## TASK INSTRUCTIONS
All records must be quoted exactly. Omit the pictures.
[START]
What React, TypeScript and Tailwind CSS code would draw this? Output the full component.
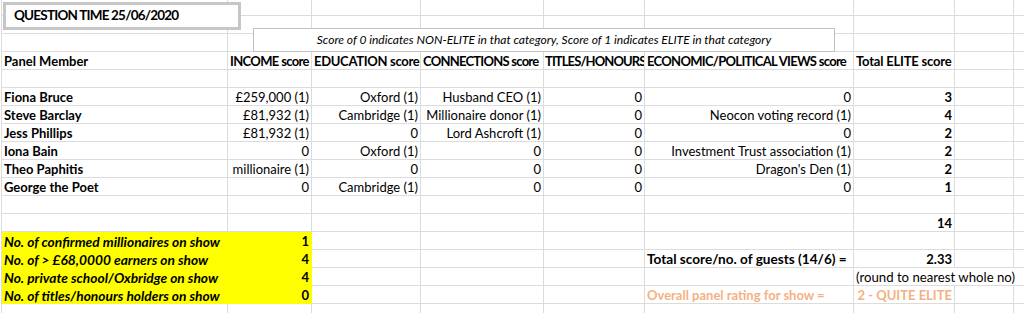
import React from "react";

type Cell = {
  t?: string;
  r?: boolean; // right aligned
  b?: boolean;
  i?: boolean;
  y?: boolean; // yellow fill
  o?: boolean; // orange text
  span?: number;
  cls?: string;
};

// column widths incl. the 1px right grid line
const widths = [226, 84, 109, 123, 101, 209, 101, 59, 80];

const E: Cell = {};
const blank = (): Cell[] => widths.map(() => ({}));

function dataRow(name: string, vals: string[], total: string): Cell[] {
  return [
    { t: name, b: true },
    ...vals.map((v) => ({ t: v, r: true })),
    { t: total, r: true, b: true },
    E,
    E,
  ];
}

function yellowRow(label: string, n: string, rest: Cell[]): Cell[] {
  return [
    { t: label, b: true, i: true, y: true, cls: "text-[13.75px]" },
    { t: n, r: true, b: true, y: true },
    ...rest,
  ];
}

const rows: Cell[][] = [
  blank(),
  blank(),
  blank(),
  [
    { t: "Panel Member", b: true },
    { t: "INCOME score", b: true, cls: "tracking-[-0.65px]" },
    { t: "EDUCATION score", b: true, cls: "tracking-[-0.3px]" },
    { t: "CONNECTIONS score", b: true, cls: "tracking-[-0.75px]" },
    { t: "TITLES/HONOURS score", b: true, cls: "tracking-[-0.9px] pl-px" },
    { t: "ECONOMIC/POLITICAL VIEWS score", b: true, cls: "tracking-[-0.7px]" },
    { t: "Total ELITE score", b: true, cls: "tracking-[-0.2px]" },
    E,
    E,
  ],
  blank(),
  dataRow("Fiona Bruce", ["£259,000 (1)", "Oxford (1)", "Husband CEO (1)", "0", "0"], "3"),
  dataRow("Steve Barclay", ["£81,932 (1)", "Cambridge (1)", "Millionaire donor (1)", "0", "Neocon voting record (1)"], "4"),
  dataRow("Jess Phillips", ["£81,932 (1)", "0", "Lord Ashcroft (1)", "0", "0"], "2"),
  dataRow("Iona Bain", ["0", "Oxford (1)", "0", "0", "Investment Trust association (1)"], "2"),
  dataRow("Theo Paphitis", ["millionaire (1)", "0", "0", "0", "Dragon's Den (1)"], "2"),
  dataRow("George the Poet", ["0", "Cambridge (1)", "0", "0", "0"], "1"),
  blank(),
  [E, E, E, E, E, E, { t: "14", r: true, b: true }, E, E],
  yellowRow("No. of confirmed millionaires on show", "1", [E, E, E, E, E, E, E]),
  yellowRow("No. of > £68,0000 earners on show", "4", [
    E,
    E,
    E,
    { t: "Total score/no. of guests (14/6) =", b: true, cls: "text-[13.6px]" },
    { t: "2.33", r: true, b: true },
    E,
    E,
  ]),
  yellowRow("No. private school/Oxbridge on show", "4", [
    E,
    E,
    E,
    E,
    { t: "(round to nearest whole no)", span: 3, cls: "text-[13.2px]" },
  ]),
  yellowRow("No. of titles/honours holders on show", "0", [
    E,
    E,
    E,
    { t: "Overall panel rating for show =", b: true, o: true },
    { t: "2 - QUITE ELITE", r: true, b: true, o: true },
    E,
    E,
  ]),
  blank(),
];

function Row({ cells, first }: { cells: Cell[]; first: boolean }) {
  const out: React.ReactNode[] = [];
  let col = 0;
  cells.forEach((c, k) => {
    if (col >= widths.length) return;
    const span = c.span ?? 1;
    let w = 0;
    for (let s = 0; s < span; s++) w += widths[col + s];
    col += span;
    out.push(
      <div
        key={k}
        style={{ width: w }}
        className={[
          "shrink-0 overflow-hidden whitespace-nowrap border-r border-b px-[2px] pt-[2px] flex items-center",
          first ? "h-[16px]" : "h-[18px]",
          c.r ? "justify-end" : "justify-start",
          c.y ? "bg-[#ffff00] border-[#ffff00]" : "border-[#dcdcdc]",
          c.b ? "font-bold" : "",
          c.i ? "italic" : "",
          c.o ? "text-[#f4b183]" : "text-black",
          c.cls ?? "",
        ].join(" ")}
      >
        {c.t}
      </div>
    );
  });
  return <div className="flex">{out}</div>;
}

export default function App() {
  return (
    <div
      className="relative w-[1024px] h-[313px] overflow-hidden bg-white text-[13px] leading-none"
      style={{ fontFamily: "Lato, Carlito, 'Liberation Sans', sans-serif" }}
    >
      <div className="pl-px">
        <div className="border-l border-[#dcdcdc]">
          {rows.map((r, i) => (
            <Row key={i} cells={r} first={i === 0} />
          ))}
        </div>
      </div>

      {/* title text box */}
      <div className="absolute left-[3px] top-[2px] w-[238px] h-[28px] bg-white border-[3px] border-[#c6c6c6] flex items-center pl-[8px] font-bold text-[13.5px] tracking-[-0.8px]">
        QUESTION TIME 25/06/2020
      </div>

      {/* note text box */}
      <div className="absolute left-[253px] top-[28px] w-[582px] h-[24px] bg-white border border-[#c0c0c0] flex items-center justify-center italic text-[12px]">
        Score of 0 indicates NON-ELITE in that category, Score of 1 indicates ELITE in that category
      </div>
    </div>
  );
}
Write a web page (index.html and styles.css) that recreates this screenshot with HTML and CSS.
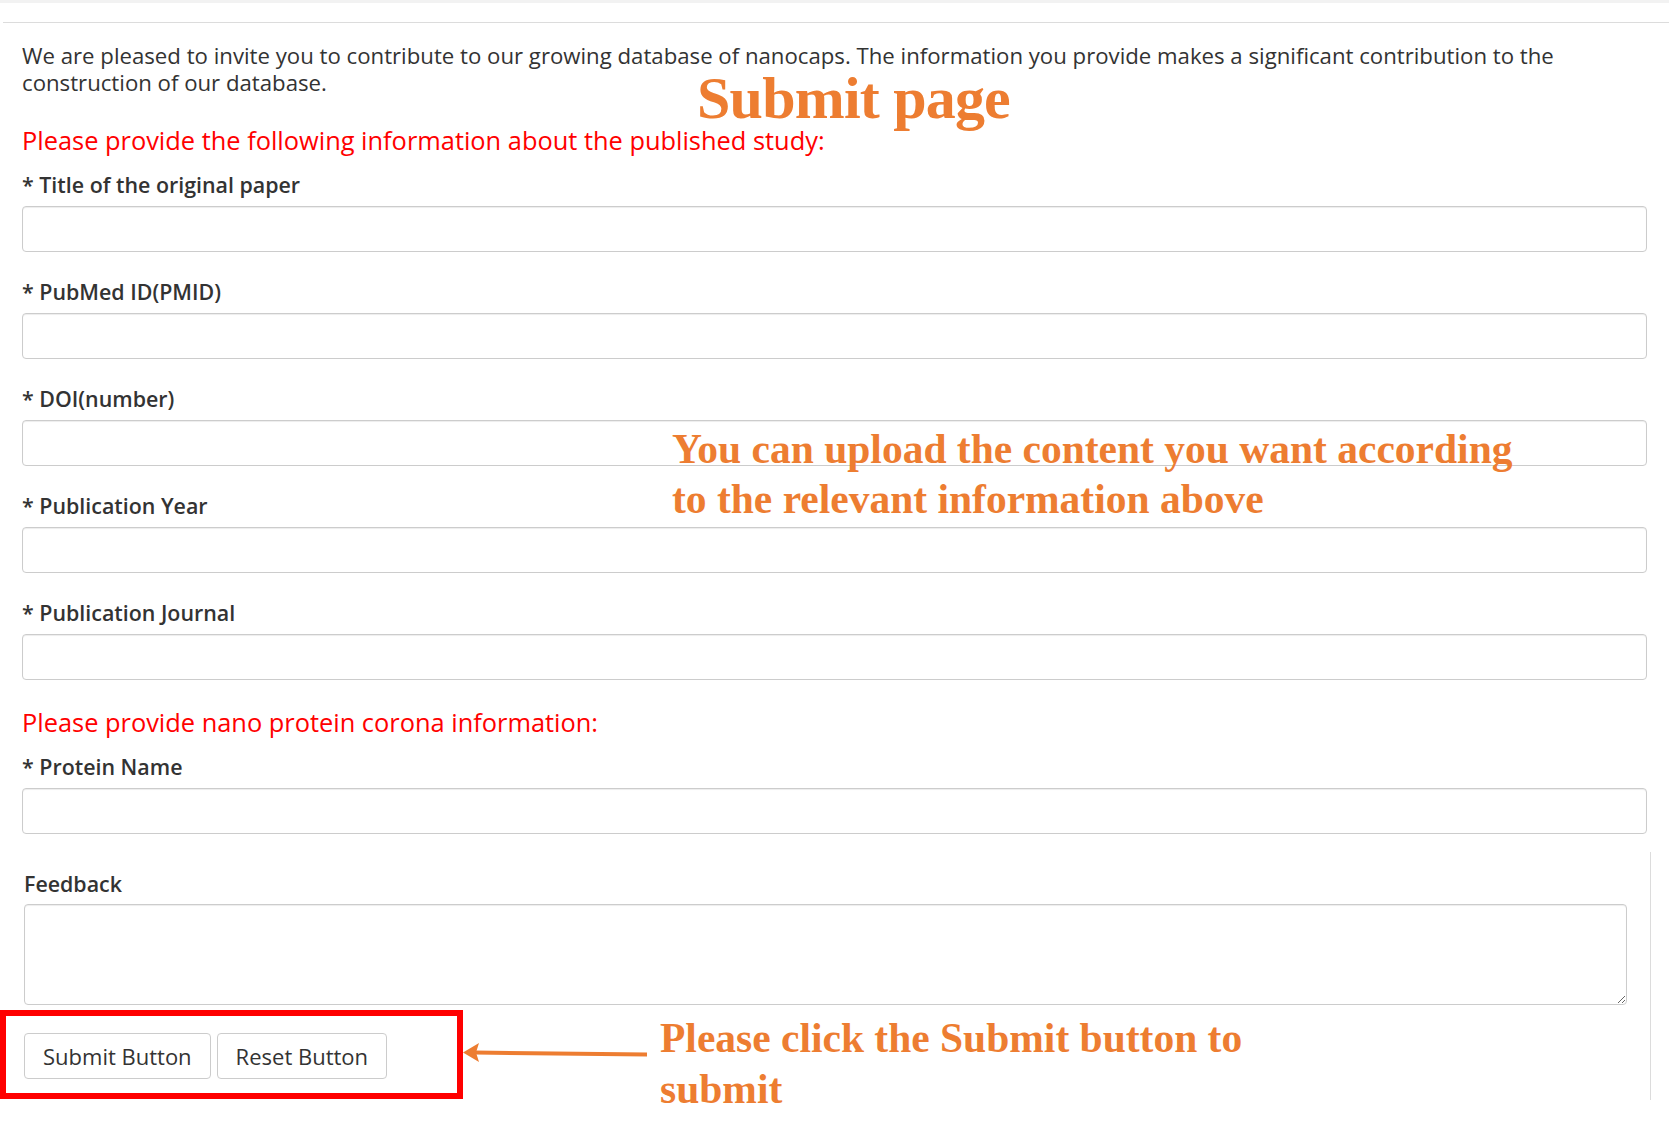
[END]
## RESPONSE
What React, TypeScript and Tailwind CSS code would draw this? Output the full component.
import React from "react";

type Cell = {
  t?: string;
  r?: boolean; // right aligned
  b?: boolean;
  i?: boolean;
  y?: boolean; // yellow fill
  o?: boolean; // orange text
  span?: number;
  cls?: string;
};

// column widths incl. the 1px right grid line
const widths = [226, 84, 109, 123, 101, 209, 101, 59, 80];

const E: Cell = {};
const blank = (): Cell[] => widths.map(() => ({}));

function dataRow(name: string, vals: string[], total: string): Cell[] {
  return [
    { t: name, b: true },
    ...vals.map((v) => ({ t: v, r: true })),
    { t: total, r: true, b: true },
    E,
    E,
  ];
}

function yellowRow(label: string, n: string, rest: Cell[]): Cell[] {
  return [
    { t: label, b: true, i: true, y: true, cls: "text-[13.75px]" },
    { t: n, r: true, b: true, y: true },
    ...rest,
  ];
}

const rows: Cell[][] = [
  blank(),
  blank(),
  blank(),
  [
    { t: "Panel Member", b: true },
    { t: "INCOME score", b: true, cls: "tracking-[-0.65px]" },
    { t: "EDUCATION score", b: true, cls: "tracking-[-0.3px]" },
    { t: "CONNECTIONS score", b: true, cls: "tracking-[-0.75px]" },
    { t: "TITLES/HONOURS score", b: true, cls: "tracking-[-0.9px] pl-px" },
    { t: "ECONOMIC/POLITICAL VIEWS score", b: true, cls: "tracking-[-0.7px]" },
    { t: "Total ELITE score", b: true, cls: "tracking-[-0.2px]" },
    E,
    E,
  ],
  blank(),
  dataRow("Fiona Bruce", ["£259,000 (1)", "Oxford (1)", "Husband CEO (1)", "0", "0"], "3"),
  dataRow("Steve Barclay", ["£81,932 (1)", "Cambridge (1)", "Millionaire donor (1)", "0", "Neocon voting record (1)"], "4"),
  dataRow("Jess Phillips", ["£81,932 (1)", "0", "Lord Ashcroft (1)", "0", "0"], "2"),
  dataRow("Iona Bain", ["0", "Oxford (1)", "0", "0", "Investment Trust association (1)"], "2"),
  dataRow("Theo Paphitis", ["millionaire (1)", "0", "0", "0", "Dragon's Den (1)"], "2"),
  dataRow("George the Poet", ["0", "Cambridge (1)", "0", "0", "0"], "1"),
  blank(),
  [E, E, E, E, E, E, { t: "14", r: true, b: true }, E, E],
  yellowRow("No. of confirmed millionaires on show", "1", [E, E, E, E, E, E, E]),
  yellowRow("No. of > £68,0000 earners on show", "4", [
    E,
    E,
    E,
    { t: "Total score/no. of guests (14/6) =", b: true, cls: "text-[13.6px]" },
    { t: "2.33", r: true, b: true },
    E,
    E,
  ]),
  yellowRow("No. private school/Oxbridge on show", "4", [
    E,
    E,
    E,
    E,
    { t: "(round to nearest whole no)", span: 3, cls: "text-[13.2px]" },
  ]),
  yellowRow("No. of titles/honours holders on show", "0", [
    E,
    E,
    E,
    { t: "Overall panel rating for show =", b: true, o: true },
    { t: "2 - QUITE ELITE", r: true, b: true, o: true },
    E,
    E,
  ]),
  blank(),
];

function Row({ cells, first }: { cells: Cell[]; first: boolean }) {
  const out: React.ReactNode[] = [];
  let col = 0;
  cells.forEach((c, k) => {
    if (col >= widths.length) return;
    const span = c.span ?? 1;
    let w = 0;
    for (let s = 0; s < span; s++) w += widths[col + s];
    col += span;
    out.push(
      <div
        key={k}
        style={{ width: w }}
        className={[
          "shrink-0 overflow-hidden whitespace-nowrap border-r border-b px-[2px] pt-[2px] flex items-center",
          first ? "h-[16px]" : "h-[18px]",
          c.r ? "justify-end" : "justify-start",
          c.y ? "bg-[#ffff00] border-[#ffff00]" : "border-[#dcdcdc]",
          c.b ? "font-bold" : "",
          c.i ? "italic" : "",
          c.o ? "text-[#f4b183]" : "text-black",
          c.cls ?? "",
        ].join(" ")}
      >
        {c.t}
      </div>
    );
  });
  return <div className="flex">{out}</div>;
}

export default function App() {
  return (
    <div
      className="relative w-[1024px] h-[313px] overflow-hidden bg-white text-[13px] leading-none"
      style={{ fontFamily: "Lato, Carlito, 'Liberation Sans', sans-serif" }}
    >
      <div className="pl-px">
        <div className="border-l border-[#dcdcdc]">
          {rows.map((r, i) => (
            <Row key={i} cells={r} first={i === 0} />
          ))}
        </div>
      </div>

      {/* title text box */}
      <div className="absolute left-[3px] top-[2px] w-[238px] h-[28px] bg-white border-[3px] border-[#c6c6c6] flex items-center pl-[8px] font-bold text-[13.5px] tracking-[-0.8px]">
        QUESTION TIME 25/06/2020
      </div>

      {/* note text box */}
      <div className="absolute left-[253px] top-[28px] w-[582px] h-[24px] bg-white border border-[#c0c0c0] flex items-center justify-center italic text-[12px]">
        Score of 0 indicates NON-ELITE in that category, Score of 1 indicates ELITE in that category
      </div>
    </div>
  );
}
Write a web page (index.html and styles.css) that recreates this screenshot with HTML and CSS.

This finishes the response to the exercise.